In North America, G&W’s largest business segment, operating revenues increased 2.8% to $318.9 million from $310.2 million, primarily due to new operations. Operating income decreased 5.8% to $82.1 million; adjusted operating income decreased 5.9% to $83 million.

Operating revenues from G&W’s 51.1%-owned Australian Operations increased 50.1% to $81.3 million from $54.2 million, primarily due to new operations as well as an increase in metallic ores revenues and agricultural products revenues. Operating income increased to $22.3 million from $4.4 million; adjusted operating income increased to $21.8 million from $7.4 million.

The company’s U.K./Europe operating revenues increased 29.3% to $176.7 million from $136.7 million, primarily due to new operations. Operating income increased to $7.1 million from $300,000; adjusted operating income increased to $11.0 million from $700,000.

“In the third quarter of 2017, we reported financial results that were modestly weaker than expected,” said Jack Hellmann, Chairman, President and Chief Executive of G&W. “In North America, our same railroad shipments declined 1.9% in the third quarter, primarily due to lower agricultural products carloads caused by drought in the Midwest. Overall we were pleased with the performance of our North American operating team in the third quarter as we successfully navigated through two hurricanes and related precautionary shutdowns of several short lines. In addition, we completed the formation of our CG Railway 50-50 joint venture through which we now provide rail ferry service from Mobile, Ala., to Coatzacoalcos, Mexico.”

“In the U.K./Europe, the turn-around in our financial performance was right on target and business conditions have continued to improve.

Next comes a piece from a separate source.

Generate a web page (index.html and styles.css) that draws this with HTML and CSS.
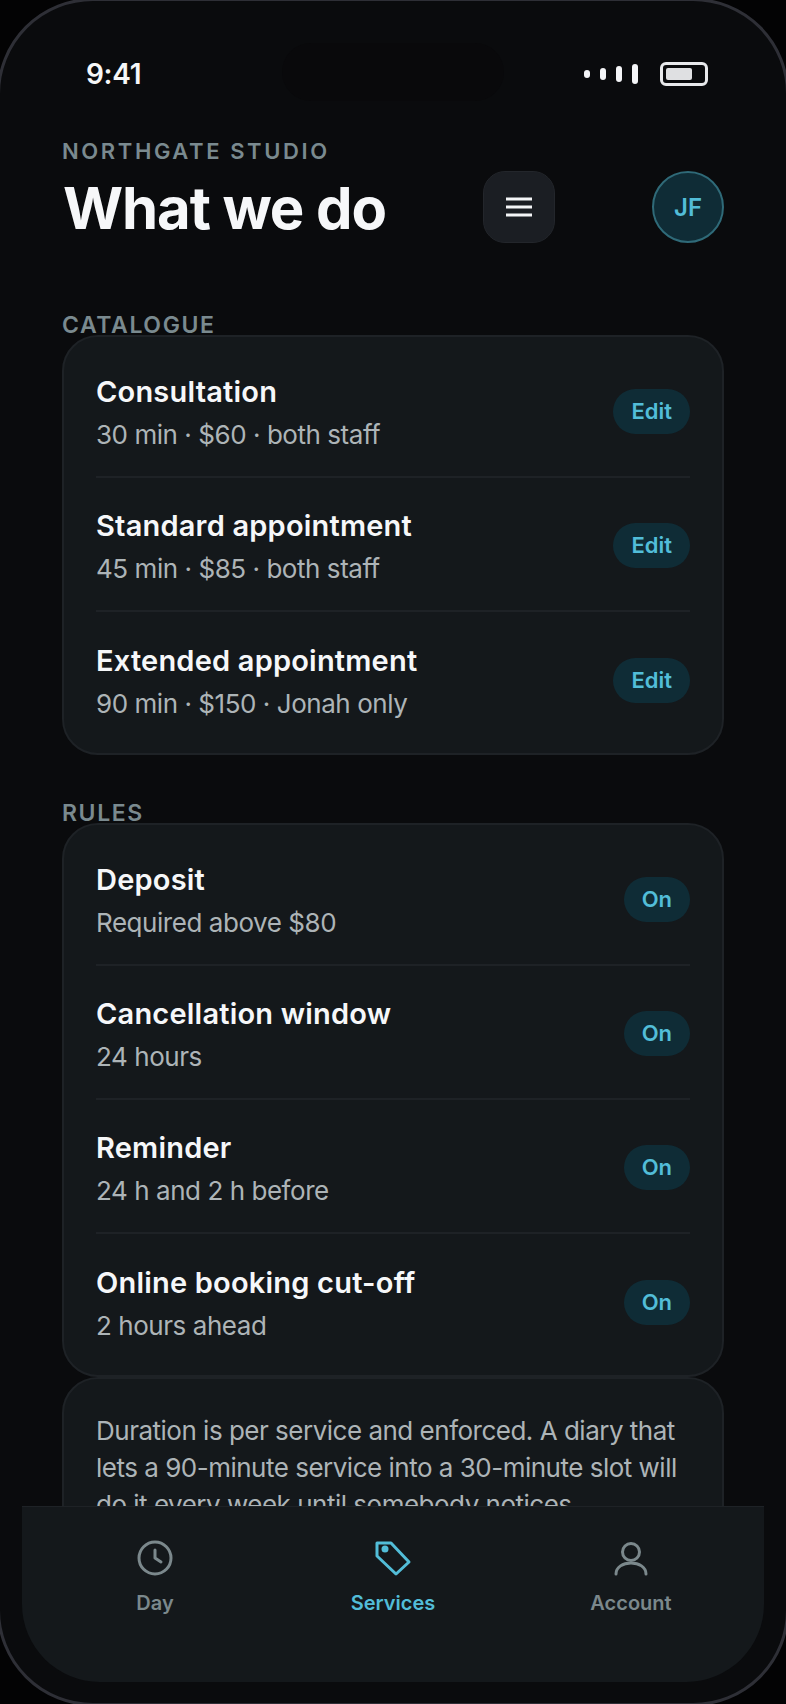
FILE: index.html
```html
<!DOCTYPE html>
<html lang="en">
<head>
  <meta charset="UTF-8" />
  <title>What we do</title>
  <link rel="stylesheet" href="styles.css">
</head>
<body>
  <div class="phone">
    <div class="island"></div>

    <div class="status">
      <span class="time">9:41</span>
      <div class="status-icons">
        <div class="signal">
          <i class="bar1"></i><i class="bar2"></i><i class="bar3"></i><i class="bar4"></i>
        </div>
        <div class="battery"><i></i></div>
      </div>
    </div>

    <div class="scroll">
      <div class="header">
        <div>
          <div class="eyebrow">NORTHGATE STUDIO</div>
          <h1>What we do</h1>
        </div>
        <div class="menu-btn">
          <svg width="26" height="20" viewBox="0 0 26 20"><path d="M0 2h26M0 10h26M0 18h26" stroke="#f4f5f7" stroke-width="3"/></svg>
        </div>
        <div class="avatar">JF</div>
      </div>

      <div class="section-label first">CATALOGUE</div>
      <div class="card">
        <div class="row">
          <div class="info"><div class="name">Consultation</div><div class="sub">30 min · $60 · both staff</div></div>
          <span class="pill">Edit</span>
        </div>
        <div class="row">
          <div class="info"><div class="name">Standard appointment</div><div class="sub">45 min · $85 · both staff</div></div>
          <span class="pill">Edit</span>
        </div>
        <div class="row">
          <div class="info"><div class="name">Extended appointment</div><div class="sub">90 min · $150 · Jonah only</div></div>
          <span class="pill">Edit</span>
        </div>
      </div>

      <div class="section-label">RULES</div>
      <div class="card">
        <div class="row">
          <div class="info"><div class="name">Deposit</div><div class="sub">Required above $80</div></div>
          <span class="pill">On</span>
        </div>
        <div class="row">
          <div class="info"><div class="name">Cancellation window</div><div class="sub">24 hours</div></div>
          <span class="pill">On</span>
        </div>
        <div class="row">
          <div class="info"><div class="name">Reminder</div><div class="sub">24 h and 2 h before</div></div>
          <span class="pill">On</span>
        </div>
        <div class="row">
          <div class="info"><div class="name">Online booking cut-off</div><div class="sub">2 hours ahead</div></div>
          <span class="pill">On</span>
        </div>
      </div>

      <div class="card note">Duration is per service and enforced. A diary that lets a 90-minute service into a 30-minute slot will do it every week until somebody notices.</div>
    </div>

    <div class="tabs">
      <div class="tab">
        <svg width="40" height="40" viewBox="0 0 40 40" fill="none" stroke="currentColor" stroke-width="3" stroke-linecap="round" stroke-linejoin="round"><circle cx="20" cy="20" r="16"/><path d="M20 12v8l6 4"/></svg>
        <span>Day</span>
      </div>
      <div class="tab active">
        <svg width="40" height="40" viewBox="0 0 40 40" fill="none" stroke="currentColor" stroke-width="3" stroke-linejoin="round"><path d="M4 5h14l18 19-13 12L4 18z"/><circle cx="12" cy="11" r="3.5" fill="currentColor" stroke="none"/></svg>
        <span>Services</span>
      </div>
      <div class="tab">
        <svg width="40" height="40" viewBox="0 0 40 40" fill="none" stroke="currentColor" stroke-width="3" stroke-linecap="round"><circle cx="20" cy="14" r="8.5"/><path d="M5 36c0-7 7-11 15-11s15 4 15 11"/></svg>
        <span>Account</span>
      </div>
    </div>
  </div>
</body>
</html>
```

FILE: styles.css
```css
* {
  box-sizing: border-box;
}
html, body {
  height: 1704px;
  overflow: hidden;
}
body {
  margin: 0;
  background-color: #030304;
  font-family: Inter, "Liberation Sans", sans-serif;
}
/* the frame runs a little past the window, only the corners show */
.phone {
  position: relative;
  width: 792px;
  height: 1708px;
  margin: -2px -3px;
  border: 3px solid #2e2f36;
  border-radius: 96px;
  background-color: #0a0b0d;
  display: flex;
  flex-direction: column;
  overflow: hidden;
}
.island {
  position: absolute;
  top: 42px;
  left: 282px;
  width: 222px;
  height: 58px;
  border-radius: 29px;
  background-color: #09090b;
}
.status {
  position: relative;
  height: 133px;
  padding: 53px 78px 0 86px;
  display: flex;
  justify-content: space-between;
  flex-shrink: 0;
}
.time {
  color: #f6f7f8;
  font-size: 28px;
  font-weight: 600;
  letter-spacing: -0.3px;
  line-height: 40px;
}
.status-icons {
  display: flex;
  align-items: center;
  height: 40px;
  gap: 22px;
}
.signal {
  display: flex;
  align-items: center;
  gap: 10px;
}
.signal i {
  display: block;
  width: 6px;
  background-color: #f4f5f7;
  border-radius: 3px;
}
.bar1 { height: 8px; }
.bar2 { height: 12px; }
.bar3 { height: 16px; }
.bar4 { height: 20px; }
.battery {
  width: 48px;
  height: 24px;
  border: 3px solid #e8e9eb;
  border-radius: 6px;
  padding: 3px;
}
.battery i {
  display: block;
  width: 26px;
  height: 12px;
  background-color: #dfe0e2;
  border-radius: 2px;
}
.scroll {
  flex: 1;
  min-height: 0;
  margin: 0 22px;
  padding: 3px 40px 0;
  overflow: hidden;
}
.header {
  display: flex;
  justify-content: space-between;
  align-items: flex-end;
}
.eyebrow {
  color: #7a8a8f;
  font-size: 22px;
  font-weight: 600;
  letter-spacing: 2.6px;
  line-height: 28px;
  margin-bottom: 7px;
}
h1 {
  margin: 0 0 -1px 1px;
  color: #f6f7f9;
  font-size: 58px;
  font-weight: 700;
  letter-spacing: -1.1px;
  line-height: 72px;
}
.menu-btn {
  width: 72px;
  height: 72px;
  border: 1px solid #23262b;
  border-radius: 22px;
  background-color: #1b1e23;
  display: flex;
  align-items: center;
  justify-content: center;
}
.avatar {
  width: 72px;
  height: 72px;
  border: 2px solid #2f6a78;
  border-radius: 50%;
  background-color: #0f2c36;
  color: #52bdd8;
  font-size: 24px;
  font-weight: 600;
  display: flex;
  align-items: center;
  justify-content: center;
}
.section-label {
  color: #7a8a8f;
  font-size: 23px;
  font-weight: 600;
  letter-spacing: 1.6px;
  line-height: 22px;
  margin-top: 47px;
  margin-bottom: -1px;
}
.section-label.first {
  margin-top: 71px;
}
.card {
  background-color: #14181b;
  border: 2px solid #1e2226;
  border-radius: 36px;
  padding: 7px 32px;
}
.row {
  height: 134px;
  display: flex;
  align-items: center;
  justify-content: space-between;
  border-bottom: 2px solid #1e2226;
}
.row:last-child {
  border-bottom: none;
}
.info {
  padding-top: 6px;
}
.name {
  color: #f6f7f9;
  font-size: 29px;
  font-weight: 600;
  letter-spacing: 0.2px;
  line-height: 36px;
  margin-bottom: 7px;
}
.sub {
  color: #adb4b7;
  font-size: 26px;
  letter-spacing: -0.45px;
  line-height: 36px;
}
.pill {
  height: 45px;
  margin-top: 2px;
  padding: 0 18px;
  border-radius: 23px;
  background-color: #0f2c36;
  color: #52bdd8;
  font-size: 22px;
  font-weight: 600;
  line-height: 45px;
}
.note {
  padding: 33px 32px;
  color: #adb4b7;
  font-size: 26px;
  letter-spacing: -0.5px;
  line-height: 37px;
}
.tabs {
  height: 176px;
  margin: 0 22px 21px;
  padding: 31px 14px 0;
  flex-shrink: 0;
  background-color: #14181b;
  border-top: 1px solid #1e2226;
  border-radius: 0 0 78px 78px;
  display: grid;
  grid-template-columns: 1fr 1fr 1fr;
}
.tab {
  color: #7b888c;
  display: flex;
  flex-direction: column;
  align-items: center;
  gap: 13px;
  font-size: 20px;
  font-weight: 600;
  line-height: 24px;
}
.tab.active {
  color: #52bdd8;
}
```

In Australia, although shipments of coal were disrupted by strikes at certain customer mines in the Hunter Valley in the third quarter, the structure of our contract mitigated much of the financial impact and we also commenced spot movements of coal for new customers.”

Hellmann said the company’s outlook “remains positive. In North America, although we continue to face weather-driven variability in our grain and coal shipments, broader economic activity is solid and we expect to benefit from a tightening trucking market. In Australia, we are pursuing multiple new projects amidst an improved commodity price environment. In the U.K., multiple revenue and efficiency measures have taken effect and we see a good peak season for intermodal shipments in the months ahead. Finally, we continue to generate strong free cash flow and to evaluate a range of acquisition and investment opportunities across our global footprint of railroads.”